I’ve always wondered if there is a significant difference in how men and women learn a language. I’ve noticed anecdotally that men tend to make certain mistakes or have certain speaking styles while women will make different mistakes and will have different speech patterns.

I’ve never actually sat down and clearly documented the differences or done any kind of empirical testing. However, it seems like women tend to dominate the higher classes and go on to become better speakers while men are typically left behind or don’t stick with it to the higher levels. That’s how it is in Japan anyway. In Europe, where I did some of my EFL training, it seems like the higher classes are filled more with men.

Sometimes this difference in abilities is attributed to men being more likely to speak up and make mistakes in class and so advance more easily with language learning. Of course, adult students in Japan tend to be more disciplined and reserved, so things balance out a little more. High school students in Japan on the other hand tend to be just like high school students everywhere.

So it seems like different genders tend to learn differently based on their behavior in class. But, it turns out that men and women use their minds differently in order to produce and use language.

Declarative Memory

Declarative memory is the memory we use to remember lists of information like historical facts or vocabulary words. Some studies suggest that women are better at using their declarative memory than men.

A lot of researchers believe that this is why women tend to be better across all subjects in school. In fact, women have been graduating from college at a much higher rate in recent years. Some believe that this might be because the curriculum favors more information recall.

In language learning, this could mean that women are better at memorizing and using words and patterns. A recent study that involved young children using irregular verb forms found that girls made more mistakes by over-regularizing the past tense for words. Scientists hypothesized this error was caused by the use of declarative memory for language processing.

Rules of the Language

Language use seems to involve numerous parts of the brain, but two parts that are commonly used are declarative memory and rule-based processing. In order to use a language well, one must internalize the rules of its structure. Basically, these can be anything from higher level grammar rules to simply how words are formed.

Boys (and maybe men) tend to be better at applying the rules. In the previously mentioned experiment, the boys had less trouble with irregular verbs, because the words that they had learned earlier were not interfering with how to form the irregular verbs. Instead, they were using rules to form the new words.

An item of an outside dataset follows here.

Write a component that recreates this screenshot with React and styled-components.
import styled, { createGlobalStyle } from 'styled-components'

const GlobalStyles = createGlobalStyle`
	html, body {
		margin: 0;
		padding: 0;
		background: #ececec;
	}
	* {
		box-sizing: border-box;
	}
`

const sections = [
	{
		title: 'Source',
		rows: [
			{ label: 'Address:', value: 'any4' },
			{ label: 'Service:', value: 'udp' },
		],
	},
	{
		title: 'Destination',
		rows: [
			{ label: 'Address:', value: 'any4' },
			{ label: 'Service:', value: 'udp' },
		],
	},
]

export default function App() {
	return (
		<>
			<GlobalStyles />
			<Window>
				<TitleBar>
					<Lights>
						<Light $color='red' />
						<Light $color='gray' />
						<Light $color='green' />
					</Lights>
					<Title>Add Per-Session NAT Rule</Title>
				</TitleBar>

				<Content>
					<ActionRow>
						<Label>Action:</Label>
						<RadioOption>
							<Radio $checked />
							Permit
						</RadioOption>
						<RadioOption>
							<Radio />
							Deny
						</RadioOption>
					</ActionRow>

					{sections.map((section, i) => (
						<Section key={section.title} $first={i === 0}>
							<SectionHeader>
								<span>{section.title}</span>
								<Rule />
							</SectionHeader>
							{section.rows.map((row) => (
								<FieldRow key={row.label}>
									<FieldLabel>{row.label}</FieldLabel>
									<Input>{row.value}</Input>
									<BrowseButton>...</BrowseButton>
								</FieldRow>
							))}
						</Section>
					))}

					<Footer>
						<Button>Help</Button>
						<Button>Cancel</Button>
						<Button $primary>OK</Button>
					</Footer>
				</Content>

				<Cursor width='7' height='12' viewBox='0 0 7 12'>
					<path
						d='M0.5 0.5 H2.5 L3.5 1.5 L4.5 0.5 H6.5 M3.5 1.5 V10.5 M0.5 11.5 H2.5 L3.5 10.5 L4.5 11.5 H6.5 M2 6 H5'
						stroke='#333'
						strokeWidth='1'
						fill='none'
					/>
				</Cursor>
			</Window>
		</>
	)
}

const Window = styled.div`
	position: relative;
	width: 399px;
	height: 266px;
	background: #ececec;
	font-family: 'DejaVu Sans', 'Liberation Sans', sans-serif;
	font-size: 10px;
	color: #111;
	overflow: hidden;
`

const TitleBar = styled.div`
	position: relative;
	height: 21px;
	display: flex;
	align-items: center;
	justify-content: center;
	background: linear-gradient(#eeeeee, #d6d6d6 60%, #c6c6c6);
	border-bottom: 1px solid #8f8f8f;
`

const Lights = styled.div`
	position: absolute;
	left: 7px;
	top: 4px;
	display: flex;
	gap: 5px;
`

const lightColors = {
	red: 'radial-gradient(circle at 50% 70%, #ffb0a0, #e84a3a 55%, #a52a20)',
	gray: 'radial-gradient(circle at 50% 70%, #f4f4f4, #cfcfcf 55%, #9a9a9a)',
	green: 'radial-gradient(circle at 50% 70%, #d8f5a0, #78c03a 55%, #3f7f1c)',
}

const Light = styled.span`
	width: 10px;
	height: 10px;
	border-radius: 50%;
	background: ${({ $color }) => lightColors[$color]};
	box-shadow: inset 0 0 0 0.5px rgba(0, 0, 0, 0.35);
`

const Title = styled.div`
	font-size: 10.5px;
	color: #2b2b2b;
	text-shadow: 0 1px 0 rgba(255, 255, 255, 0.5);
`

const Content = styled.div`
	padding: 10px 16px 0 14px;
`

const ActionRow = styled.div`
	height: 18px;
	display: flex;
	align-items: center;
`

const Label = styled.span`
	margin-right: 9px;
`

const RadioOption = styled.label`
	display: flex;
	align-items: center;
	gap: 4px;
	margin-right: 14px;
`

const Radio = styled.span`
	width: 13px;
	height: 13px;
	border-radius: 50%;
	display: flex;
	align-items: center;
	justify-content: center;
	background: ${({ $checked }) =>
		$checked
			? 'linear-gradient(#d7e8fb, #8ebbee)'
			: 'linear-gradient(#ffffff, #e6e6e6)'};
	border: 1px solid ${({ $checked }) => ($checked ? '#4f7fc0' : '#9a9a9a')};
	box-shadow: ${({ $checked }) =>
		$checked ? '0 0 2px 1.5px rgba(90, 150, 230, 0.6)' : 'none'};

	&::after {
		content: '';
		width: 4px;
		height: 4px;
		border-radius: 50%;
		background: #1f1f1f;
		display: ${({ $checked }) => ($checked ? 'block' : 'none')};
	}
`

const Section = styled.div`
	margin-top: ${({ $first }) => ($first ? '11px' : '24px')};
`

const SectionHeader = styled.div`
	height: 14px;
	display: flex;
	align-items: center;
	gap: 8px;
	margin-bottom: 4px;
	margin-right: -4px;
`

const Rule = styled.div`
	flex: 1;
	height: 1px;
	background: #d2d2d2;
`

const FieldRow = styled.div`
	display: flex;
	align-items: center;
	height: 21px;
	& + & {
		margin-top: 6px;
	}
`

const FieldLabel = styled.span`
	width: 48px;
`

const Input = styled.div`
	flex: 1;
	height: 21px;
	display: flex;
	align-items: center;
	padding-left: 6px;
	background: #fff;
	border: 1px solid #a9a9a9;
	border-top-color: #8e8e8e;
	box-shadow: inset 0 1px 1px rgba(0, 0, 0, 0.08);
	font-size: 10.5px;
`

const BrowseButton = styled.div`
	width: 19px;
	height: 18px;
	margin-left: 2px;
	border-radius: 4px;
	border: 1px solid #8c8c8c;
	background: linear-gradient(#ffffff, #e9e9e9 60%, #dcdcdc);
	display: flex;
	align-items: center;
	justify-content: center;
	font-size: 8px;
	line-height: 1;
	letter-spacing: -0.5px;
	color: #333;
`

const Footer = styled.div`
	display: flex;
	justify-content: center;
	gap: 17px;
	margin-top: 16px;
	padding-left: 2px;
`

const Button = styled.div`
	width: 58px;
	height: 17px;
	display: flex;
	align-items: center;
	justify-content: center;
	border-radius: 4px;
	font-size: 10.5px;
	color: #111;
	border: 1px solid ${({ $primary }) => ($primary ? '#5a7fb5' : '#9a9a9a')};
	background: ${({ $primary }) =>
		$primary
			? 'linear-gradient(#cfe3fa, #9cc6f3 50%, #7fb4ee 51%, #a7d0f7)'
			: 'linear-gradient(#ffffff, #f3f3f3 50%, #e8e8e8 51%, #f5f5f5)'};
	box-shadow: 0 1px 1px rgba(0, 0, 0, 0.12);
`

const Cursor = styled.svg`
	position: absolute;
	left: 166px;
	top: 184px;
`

The study suggests that the average male will have less trouble with the use of the language that doesn’t fit a pattern, in other words, is irregular. This is because the patterns of things they previously learned will not interfere. However, they might have a harder time using patterns with new words.

Men at a Disadvantage?

It seems to be commonly understood that women are generally better communicators than men. Of course, there are always outliers that buck that. However, that doesn’t mean that men are going to be completely hopeless at communicating. I have met numerous men in Japan that have reached an extremely high level of fluency.

I think knowing this information can come in handy when deciding on a study plan and thinking about language. Knowing your weaknesses can help you design something that is better suited to your way of learning.

One last thing to consider is a study that tested boys and girls ability to process language visually or abstractly. The study suggests that boys tend to be more visual and less abstract about language learning. The researchers hypothesized that boys would be better at being able to write words they have read, and speak words they have heard. Whereas girls can transfer the knowledge between writing and speaking for example.

This is just means that if you are a man, your studying may have to be more diversified in order to strengthen all your skills. Simply reading a lot doesn’t mean you will be able to use those new words in conversation. Just as doing a lot of listening and speaking practice might not transfer to reading and writing.

No matter the gender, Japanese and the JLPT really requires you to spread out your studying between the 4 skills in order to pass the test and be fluent. I know a lot of good speakers of Japanese that can barely read it, and vice versa.

Keep in mind that most researchers agree that men are just as capable of learning and using a language as women. It’s just that women might be better communicators because of their environment and social pressures. So, you can become just as good of a communicator if you surround yourself with a lot of speakers.

Do you think there is a gender difference in language learning?